*SET PROBLEM*. State only how many lines contain the string "this".

=======

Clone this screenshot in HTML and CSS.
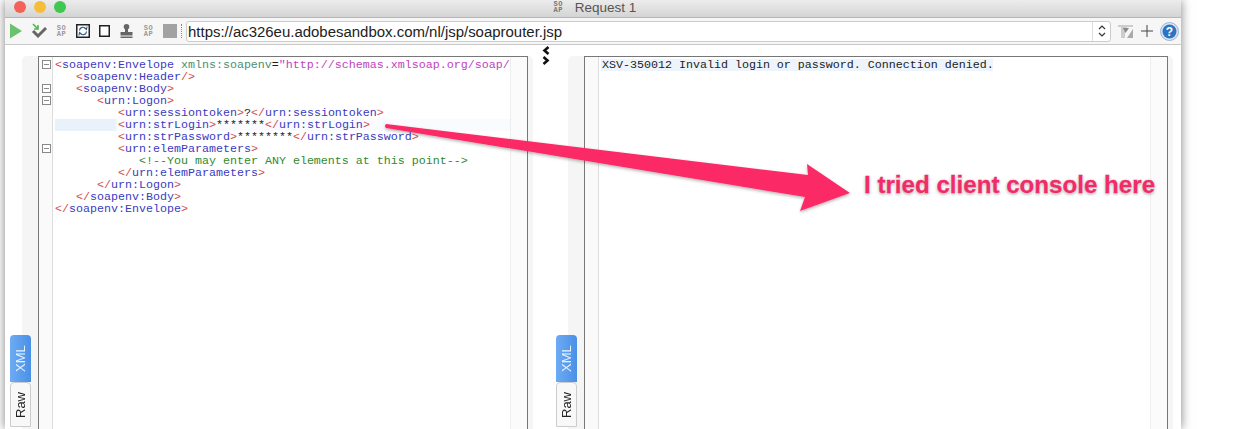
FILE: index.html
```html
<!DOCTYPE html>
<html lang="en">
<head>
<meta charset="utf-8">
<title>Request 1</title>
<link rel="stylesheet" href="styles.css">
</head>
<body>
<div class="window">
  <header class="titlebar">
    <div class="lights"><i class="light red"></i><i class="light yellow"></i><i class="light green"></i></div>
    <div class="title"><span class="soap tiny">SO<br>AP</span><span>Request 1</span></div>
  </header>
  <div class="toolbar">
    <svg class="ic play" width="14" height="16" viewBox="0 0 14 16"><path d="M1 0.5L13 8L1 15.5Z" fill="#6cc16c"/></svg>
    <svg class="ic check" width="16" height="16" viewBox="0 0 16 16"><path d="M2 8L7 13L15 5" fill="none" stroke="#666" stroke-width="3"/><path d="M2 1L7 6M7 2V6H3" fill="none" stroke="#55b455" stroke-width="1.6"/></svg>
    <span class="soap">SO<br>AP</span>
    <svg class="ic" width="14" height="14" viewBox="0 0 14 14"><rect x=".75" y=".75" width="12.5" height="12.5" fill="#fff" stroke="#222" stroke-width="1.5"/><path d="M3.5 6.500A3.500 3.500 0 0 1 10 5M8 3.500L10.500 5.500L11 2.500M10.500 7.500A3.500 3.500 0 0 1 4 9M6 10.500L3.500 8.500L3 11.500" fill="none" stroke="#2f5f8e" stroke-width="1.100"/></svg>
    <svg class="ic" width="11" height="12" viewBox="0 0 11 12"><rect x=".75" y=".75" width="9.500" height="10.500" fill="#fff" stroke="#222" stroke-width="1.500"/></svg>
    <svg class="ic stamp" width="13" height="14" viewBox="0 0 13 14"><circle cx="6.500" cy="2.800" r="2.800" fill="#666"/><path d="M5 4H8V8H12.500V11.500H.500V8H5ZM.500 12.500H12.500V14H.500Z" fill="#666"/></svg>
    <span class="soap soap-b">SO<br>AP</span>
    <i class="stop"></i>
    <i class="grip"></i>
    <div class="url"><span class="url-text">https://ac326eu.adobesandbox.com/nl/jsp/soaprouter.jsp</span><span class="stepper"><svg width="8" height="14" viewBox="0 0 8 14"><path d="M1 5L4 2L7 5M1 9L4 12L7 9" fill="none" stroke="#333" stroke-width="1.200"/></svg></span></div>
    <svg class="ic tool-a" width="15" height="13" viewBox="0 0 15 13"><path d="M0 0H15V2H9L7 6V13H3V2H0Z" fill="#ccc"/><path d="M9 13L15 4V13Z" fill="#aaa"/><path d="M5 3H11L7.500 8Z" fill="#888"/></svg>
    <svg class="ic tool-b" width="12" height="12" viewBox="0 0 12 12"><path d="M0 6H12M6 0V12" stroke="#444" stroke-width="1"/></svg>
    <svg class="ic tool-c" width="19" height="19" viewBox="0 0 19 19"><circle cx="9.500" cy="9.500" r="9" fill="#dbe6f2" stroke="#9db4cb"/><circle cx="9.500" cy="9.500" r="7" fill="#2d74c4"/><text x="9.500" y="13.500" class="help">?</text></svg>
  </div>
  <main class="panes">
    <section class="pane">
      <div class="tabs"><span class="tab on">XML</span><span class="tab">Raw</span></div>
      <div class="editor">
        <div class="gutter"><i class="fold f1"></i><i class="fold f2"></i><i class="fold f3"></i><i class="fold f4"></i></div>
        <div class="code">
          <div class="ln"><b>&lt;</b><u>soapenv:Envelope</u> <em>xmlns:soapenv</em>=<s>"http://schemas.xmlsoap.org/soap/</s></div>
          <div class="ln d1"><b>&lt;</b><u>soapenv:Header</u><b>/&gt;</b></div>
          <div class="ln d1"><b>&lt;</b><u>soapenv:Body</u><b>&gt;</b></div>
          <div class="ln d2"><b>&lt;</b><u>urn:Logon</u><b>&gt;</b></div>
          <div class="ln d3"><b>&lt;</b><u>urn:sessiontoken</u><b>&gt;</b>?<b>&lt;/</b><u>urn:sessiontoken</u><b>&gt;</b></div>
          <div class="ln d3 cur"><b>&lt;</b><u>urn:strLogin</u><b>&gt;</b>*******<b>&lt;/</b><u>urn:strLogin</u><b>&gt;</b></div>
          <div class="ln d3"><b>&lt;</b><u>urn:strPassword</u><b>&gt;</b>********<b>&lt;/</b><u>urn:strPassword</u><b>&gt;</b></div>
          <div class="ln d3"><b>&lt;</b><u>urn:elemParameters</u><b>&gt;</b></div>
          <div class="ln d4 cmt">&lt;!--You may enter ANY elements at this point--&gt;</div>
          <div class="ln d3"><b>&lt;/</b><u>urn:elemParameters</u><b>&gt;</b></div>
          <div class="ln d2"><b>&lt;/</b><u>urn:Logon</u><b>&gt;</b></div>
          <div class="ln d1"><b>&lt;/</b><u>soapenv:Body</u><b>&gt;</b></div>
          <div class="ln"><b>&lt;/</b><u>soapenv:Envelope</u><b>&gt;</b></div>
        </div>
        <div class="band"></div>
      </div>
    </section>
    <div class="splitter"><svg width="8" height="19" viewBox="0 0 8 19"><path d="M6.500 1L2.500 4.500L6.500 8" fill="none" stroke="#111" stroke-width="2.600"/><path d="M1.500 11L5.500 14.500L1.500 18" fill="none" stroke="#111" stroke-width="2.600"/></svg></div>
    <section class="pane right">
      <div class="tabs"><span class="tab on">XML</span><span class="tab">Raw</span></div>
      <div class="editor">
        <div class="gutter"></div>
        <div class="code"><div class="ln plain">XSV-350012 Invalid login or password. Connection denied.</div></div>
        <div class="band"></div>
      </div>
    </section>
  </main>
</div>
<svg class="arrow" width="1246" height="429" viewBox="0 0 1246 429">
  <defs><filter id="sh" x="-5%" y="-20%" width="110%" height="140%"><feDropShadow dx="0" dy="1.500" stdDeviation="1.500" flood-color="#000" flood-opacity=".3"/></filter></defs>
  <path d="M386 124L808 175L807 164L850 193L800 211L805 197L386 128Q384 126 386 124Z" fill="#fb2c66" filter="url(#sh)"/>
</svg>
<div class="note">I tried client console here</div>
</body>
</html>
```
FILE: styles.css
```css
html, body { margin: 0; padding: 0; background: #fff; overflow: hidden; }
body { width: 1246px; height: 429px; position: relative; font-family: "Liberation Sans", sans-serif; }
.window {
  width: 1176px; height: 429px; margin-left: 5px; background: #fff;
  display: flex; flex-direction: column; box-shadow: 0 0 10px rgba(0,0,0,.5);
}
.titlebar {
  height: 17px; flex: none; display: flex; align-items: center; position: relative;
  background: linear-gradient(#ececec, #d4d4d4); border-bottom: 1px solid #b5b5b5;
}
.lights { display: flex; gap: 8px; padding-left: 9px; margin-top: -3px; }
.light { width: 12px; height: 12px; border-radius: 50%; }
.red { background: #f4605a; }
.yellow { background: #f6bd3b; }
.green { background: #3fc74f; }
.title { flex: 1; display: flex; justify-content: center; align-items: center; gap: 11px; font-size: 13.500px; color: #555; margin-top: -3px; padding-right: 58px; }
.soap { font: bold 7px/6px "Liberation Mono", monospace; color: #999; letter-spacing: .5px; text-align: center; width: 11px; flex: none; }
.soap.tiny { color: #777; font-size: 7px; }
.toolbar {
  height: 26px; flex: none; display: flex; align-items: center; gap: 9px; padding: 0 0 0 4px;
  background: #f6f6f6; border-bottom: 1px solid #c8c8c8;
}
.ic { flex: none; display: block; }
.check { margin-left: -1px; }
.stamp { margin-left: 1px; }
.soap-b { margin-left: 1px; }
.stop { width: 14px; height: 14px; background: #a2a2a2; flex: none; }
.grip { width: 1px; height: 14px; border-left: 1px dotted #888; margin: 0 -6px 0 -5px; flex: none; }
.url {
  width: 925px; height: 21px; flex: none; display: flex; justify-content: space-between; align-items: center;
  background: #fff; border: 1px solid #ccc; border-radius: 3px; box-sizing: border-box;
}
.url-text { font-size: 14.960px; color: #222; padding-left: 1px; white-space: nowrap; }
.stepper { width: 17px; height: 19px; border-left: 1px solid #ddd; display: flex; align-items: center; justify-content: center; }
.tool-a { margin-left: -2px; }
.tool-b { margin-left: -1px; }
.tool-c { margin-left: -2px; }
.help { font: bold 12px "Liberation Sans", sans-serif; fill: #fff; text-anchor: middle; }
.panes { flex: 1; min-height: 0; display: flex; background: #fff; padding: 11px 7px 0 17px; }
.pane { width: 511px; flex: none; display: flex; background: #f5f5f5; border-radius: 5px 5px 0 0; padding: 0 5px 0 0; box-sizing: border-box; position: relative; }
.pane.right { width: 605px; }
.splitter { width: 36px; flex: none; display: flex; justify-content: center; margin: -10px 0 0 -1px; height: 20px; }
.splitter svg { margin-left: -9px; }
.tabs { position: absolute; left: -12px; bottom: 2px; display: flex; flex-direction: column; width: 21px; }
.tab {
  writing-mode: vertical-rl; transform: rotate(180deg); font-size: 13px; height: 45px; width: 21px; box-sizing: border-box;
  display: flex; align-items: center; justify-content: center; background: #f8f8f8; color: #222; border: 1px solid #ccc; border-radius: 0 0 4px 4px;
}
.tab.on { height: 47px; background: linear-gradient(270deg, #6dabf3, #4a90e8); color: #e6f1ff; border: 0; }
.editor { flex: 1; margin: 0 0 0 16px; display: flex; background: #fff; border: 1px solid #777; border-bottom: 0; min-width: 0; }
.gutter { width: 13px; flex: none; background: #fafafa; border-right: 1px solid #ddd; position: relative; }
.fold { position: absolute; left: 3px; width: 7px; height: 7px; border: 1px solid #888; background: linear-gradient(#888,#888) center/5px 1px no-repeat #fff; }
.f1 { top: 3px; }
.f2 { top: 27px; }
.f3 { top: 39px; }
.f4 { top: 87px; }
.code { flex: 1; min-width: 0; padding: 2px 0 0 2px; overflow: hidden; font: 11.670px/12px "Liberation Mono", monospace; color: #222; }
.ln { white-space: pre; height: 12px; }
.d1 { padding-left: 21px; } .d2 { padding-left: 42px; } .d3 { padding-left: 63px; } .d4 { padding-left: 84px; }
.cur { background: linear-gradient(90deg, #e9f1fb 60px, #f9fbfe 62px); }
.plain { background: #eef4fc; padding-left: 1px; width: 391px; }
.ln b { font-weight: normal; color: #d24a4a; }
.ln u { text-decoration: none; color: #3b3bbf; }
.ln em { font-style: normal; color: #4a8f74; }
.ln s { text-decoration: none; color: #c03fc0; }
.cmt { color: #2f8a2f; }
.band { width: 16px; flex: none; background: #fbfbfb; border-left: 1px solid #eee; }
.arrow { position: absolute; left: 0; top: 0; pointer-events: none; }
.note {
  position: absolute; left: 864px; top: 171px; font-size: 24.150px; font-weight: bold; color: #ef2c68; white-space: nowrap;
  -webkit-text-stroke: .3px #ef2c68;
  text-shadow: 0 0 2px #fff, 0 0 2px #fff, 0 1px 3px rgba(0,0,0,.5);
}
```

=======

*RIGHT ANSWER*. 2